* _Given material_:
####

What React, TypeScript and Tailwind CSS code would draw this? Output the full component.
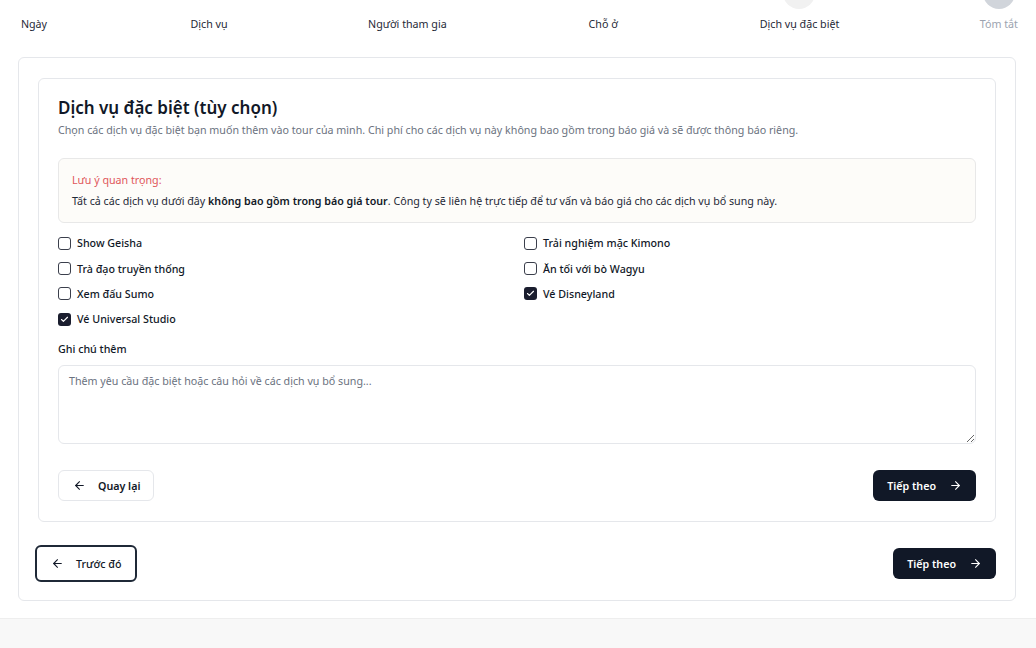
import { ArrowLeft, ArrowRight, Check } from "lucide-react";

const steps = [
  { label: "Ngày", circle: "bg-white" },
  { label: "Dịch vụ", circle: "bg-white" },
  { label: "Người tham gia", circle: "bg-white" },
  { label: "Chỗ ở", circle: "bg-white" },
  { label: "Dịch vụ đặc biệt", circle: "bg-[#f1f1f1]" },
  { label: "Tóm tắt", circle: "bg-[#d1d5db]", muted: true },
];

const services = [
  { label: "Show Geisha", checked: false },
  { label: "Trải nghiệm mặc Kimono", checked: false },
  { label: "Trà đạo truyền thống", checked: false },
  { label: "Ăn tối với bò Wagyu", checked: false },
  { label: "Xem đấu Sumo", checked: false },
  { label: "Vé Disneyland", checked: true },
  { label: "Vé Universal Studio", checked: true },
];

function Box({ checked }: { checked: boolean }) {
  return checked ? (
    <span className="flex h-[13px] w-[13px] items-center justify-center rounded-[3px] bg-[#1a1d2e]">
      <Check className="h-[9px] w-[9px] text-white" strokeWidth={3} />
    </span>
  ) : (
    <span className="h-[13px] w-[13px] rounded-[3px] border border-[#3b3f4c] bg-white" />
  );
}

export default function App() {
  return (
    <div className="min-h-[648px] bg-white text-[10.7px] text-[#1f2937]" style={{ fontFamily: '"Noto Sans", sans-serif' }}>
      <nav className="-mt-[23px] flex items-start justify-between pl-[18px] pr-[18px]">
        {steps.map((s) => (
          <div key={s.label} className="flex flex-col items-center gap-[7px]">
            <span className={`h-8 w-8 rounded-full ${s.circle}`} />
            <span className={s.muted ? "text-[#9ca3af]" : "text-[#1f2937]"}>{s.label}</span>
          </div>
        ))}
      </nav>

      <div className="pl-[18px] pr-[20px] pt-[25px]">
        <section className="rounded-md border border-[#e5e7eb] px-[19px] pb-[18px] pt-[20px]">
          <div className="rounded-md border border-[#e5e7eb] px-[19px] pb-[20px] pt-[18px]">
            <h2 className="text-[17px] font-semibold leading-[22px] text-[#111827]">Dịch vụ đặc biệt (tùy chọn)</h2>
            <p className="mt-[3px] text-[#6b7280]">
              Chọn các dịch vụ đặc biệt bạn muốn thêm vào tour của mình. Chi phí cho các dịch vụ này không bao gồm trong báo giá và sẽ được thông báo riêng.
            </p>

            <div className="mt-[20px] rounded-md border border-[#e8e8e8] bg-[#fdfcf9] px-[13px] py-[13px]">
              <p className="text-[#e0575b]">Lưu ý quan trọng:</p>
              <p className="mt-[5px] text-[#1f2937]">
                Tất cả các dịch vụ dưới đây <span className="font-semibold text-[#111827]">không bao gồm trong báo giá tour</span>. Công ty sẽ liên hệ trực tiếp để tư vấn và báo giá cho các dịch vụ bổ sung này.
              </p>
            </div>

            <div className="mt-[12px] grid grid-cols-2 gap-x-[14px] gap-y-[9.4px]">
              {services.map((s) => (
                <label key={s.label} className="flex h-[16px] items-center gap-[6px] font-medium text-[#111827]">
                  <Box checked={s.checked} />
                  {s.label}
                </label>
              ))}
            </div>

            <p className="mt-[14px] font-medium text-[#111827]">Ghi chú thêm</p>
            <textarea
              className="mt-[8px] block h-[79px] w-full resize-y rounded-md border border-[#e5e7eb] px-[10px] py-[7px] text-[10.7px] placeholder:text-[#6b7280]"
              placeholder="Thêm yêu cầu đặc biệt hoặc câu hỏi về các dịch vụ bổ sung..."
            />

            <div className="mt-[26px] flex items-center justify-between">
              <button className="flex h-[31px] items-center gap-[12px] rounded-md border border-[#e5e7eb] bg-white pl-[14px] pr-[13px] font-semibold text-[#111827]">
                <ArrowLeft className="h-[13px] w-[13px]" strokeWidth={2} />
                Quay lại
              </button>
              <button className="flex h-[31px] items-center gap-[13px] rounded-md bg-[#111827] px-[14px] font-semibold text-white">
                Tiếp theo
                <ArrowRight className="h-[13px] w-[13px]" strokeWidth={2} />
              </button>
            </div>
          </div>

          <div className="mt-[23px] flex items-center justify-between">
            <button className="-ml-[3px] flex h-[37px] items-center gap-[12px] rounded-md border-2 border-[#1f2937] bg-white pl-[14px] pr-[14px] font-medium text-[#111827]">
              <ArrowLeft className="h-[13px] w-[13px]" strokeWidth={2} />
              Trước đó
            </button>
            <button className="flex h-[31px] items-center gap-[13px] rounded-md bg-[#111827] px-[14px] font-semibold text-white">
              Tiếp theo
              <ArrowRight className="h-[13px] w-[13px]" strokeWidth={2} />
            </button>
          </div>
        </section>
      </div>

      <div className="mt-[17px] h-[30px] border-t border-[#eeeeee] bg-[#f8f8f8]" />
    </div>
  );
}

####

Print each line of the material above exactly, with the pictures removed from your copy.

What React, TypeScript and Tailwind CSS code would draw this? Output the full component.
import { ArrowLeft, ArrowRight, Check } from "lucide-react";

const steps = [
  { label: "Ngày", circle: "bg-white" },
  { label: "Dịch vụ", circle: "bg-white" },
  { label: "Người tham gia", circle: "bg-white" },
  { label: "Chỗ ở", circle: "bg-white" },
  { label: "Dịch vụ đặc biệt", circle: "bg-[#f1f1f1]" },
  { label: "Tóm tắt", circle: "bg-[#d1d5db]", muted: true },
];

const services = [
  { label: "Show Geisha", checked: false },
  { label: "Trải nghiệm mặc Kimono", checked: false },
  { label: "Trà đạo truyền thống", checked: false },
  { label: "Ăn tối với bò Wagyu", checked: false },
  { label: "Xem đấu Sumo", checked: false },
  { label: "Vé Disneyland", checked: true },
  { label: "Vé Universal Studio", checked: true },
];

function Box({ checked }: { checked: boolean }) {
  return checked ? (
    <span className="flex h-[13px] w-[13px] items-center justify-center rounded-[3px] bg-[#1a1d2e]">
      <Check className="h-[9px] w-[9px] text-white" strokeWidth={3} />
    </span>
  ) : (
    <span className="h-[13px] w-[13px] rounded-[3px] border border-[#3b3f4c] bg-white" />
  );
}

export default function App() {
  return (
    <div className="min-h-[648px] bg-white text-[10.7px] text-[#1f2937]" style={{ fontFamily: '"Noto Sans", sans-serif' }}>
      <nav className="-mt-[23px] flex items-start justify-between pl-[18px] pr-[18px]">
        {steps.map((s) => (
          <div key={s.label} className="flex flex-col items-center gap-[7px]">
            <span className={`h-8 w-8 rounded-full ${s.circle}`} />
            <span className={s.muted ? "text-[#9ca3af]" : "text-[#1f2937]"}>{s.label}</span>
          </div>
        ))}
      </nav>

      <div className="pl-[18px] pr-[20px] pt-[25px]">
        <section className="rounded-md border border-[#e5e7eb] px-[19px] pb-[18px] pt-[20px]">
          <div className="rounded-md border border-[#e5e7eb] px-[19px] pb-[20px] pt-[18px]">
            <h2 className="text-[17px] font-semibold leading-[22px] text-[#111827]">Dịch vụ đặc biệt (tùy chọn)</h2>
            <p className="mt-[3px] text-[#6b7280]">
              Chọn các dịch vụ đặc biệt bạn muốn thêm vào tour của mình. Chi phí cho các dịch vụ này không bao gồm trong báo giá và sẽ được thông báo riêng.
            </p>

            <div className="mt-[20px] rounded-md border border-[#e8e8e8] bg-[#fdfcf9] px-[13px] py-[13px]">
              <p className="text-[#e0575b]">Lưu ý quan trọng:</p>
              <p className="mt-[5px] text-[#1f2937]">
                Tất cả các dịch vụ dưới đây <span className="font-semibold text-[#111827]">không bao gồm trong báo giá tour</span>. Công ty sẽ liên hệ trực tiếp để tư vấn và báo giá cho các dịch vụ bổ sung này.
              </p>
            </div>

            <div className="mt-[12px] grid grid-cols-2 gap-x-[14px] gap-y-[9.4px]">
              {services.map((s) => (
                <label key={s.label} className="flex h-[16px] items-center gap-[6px] font-medium text-[#111827]">
                  <Box checked={s.checked} />
                  {s.label}
                </label>
              ))}
            </div>

            <p className="mt-[14px] font-medium text-[#111827]">Ghi chú thêm</p>
            <textarea
              className="mt-[8px] block h-[79px] w-full resize-y rounded-md border border-[#e5e7eb] px-[10px] py-[7px] text-[10.7px] placeholder:text-[#6b7280]"
              placeholder="Thêm yêu cầu đặc biệt hoặc câu hỏi về các dịch vụ bổ sung..."
            />

            <div className="mt-[26px] flex items-center justify-between">
              <button className="flex h-[31px] items-center gap-[12px] rounded-md border border-[#e5e7eb] bg-white pl-[14px] pr-[13px] font-semibold text-[#111827]">
                <ArrowLeft className="h-[13px] w-[13px]" strokeWidth={2} />
                Quay lại
              </button>
              <button className="flex h-[31px] items-center gap-[13px] rounded-md bg-[#111827] px-[14px] font-semibold text-white">
                Tiếp theo
                <ArrowRight className="h-[13px] w-[13px]" strokeWidth={2} />
              </button>
            </div>
          </div>

          <div className="mt-[23px] flex items-center justify-between">
            <button className="-ml-[3px] flex h-[37px] items-center gap-[12px] rounded-md border-2 border-[#1f2937] bg-white pl-[14px] pr-[14px] font-medium text-[#111827]">
              <ArrowLeft className="h-[13px] w-[13px]" strokeWidth={2} />
              Trước đó
            </button>
            <button className="flex h-[31px] items-center gap-[13px] rounded-md bg-[#111827] px-[14px] font-semibold text-white">
              Tiếp theo
              <ArrowRight className="h-[13px] w-[13px]" strokeWidth={2} />
            </button>
          </div>
        </section>
      </div>

      <div className="mt-[17px] h-[30px] border-t border-[#eeeeee] bg-[#f8f8f8]" />
    </div>
  );
}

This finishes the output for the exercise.